= Michel Strauss =

French cellist (born 1951)

Michel Strauss (born 1951) is a French cellist.

Strauss was born in Paris. He was educated by Paul Tortelier and Maurice Gendron at the Conservatoire de Paris, where he won first prizes in cello and in chamber music, before continuing his studies at Yale University with Aldo Parisot. In 1980, he was appointed principal solo cello of the Orchestre Philharmonique de Radio France and began teaching his own regular cello class at the Paris Conservatoire in 1987. He has also taught in the Netherlands and sat on the juries on many international music competitions.

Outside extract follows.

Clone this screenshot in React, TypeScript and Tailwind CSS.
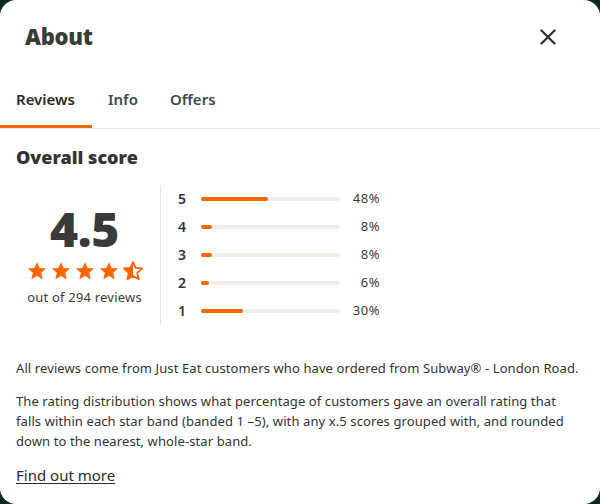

Strauss has collaborated with many important contemporary classical composers, including Maurice Béjart, Luciano Berio, Pierre Boulez, Henri Dutilleux, Philippe Hersant, and Krzysztof Penderecki, and is the dedicatee of a number of their works. He has also worked for cinema with Jean-Luc Godard and for musical theatre in Avignon.

As a chamber musician, Strauss has performed with such artists as pianists Jean-Claude Pennetier, Georges Pludermacher and Henriette Puig-Roget; violinists Gérard Jarry, Tibor Varga, and Sandor Vegh; violists Gérard Caussé, Serge Collot, and Bruno Pasquier; as well as fellow cellist and former teacher Aldo Parisot.

He is the founder and artistic director of the Giverny Chamber Music Festival.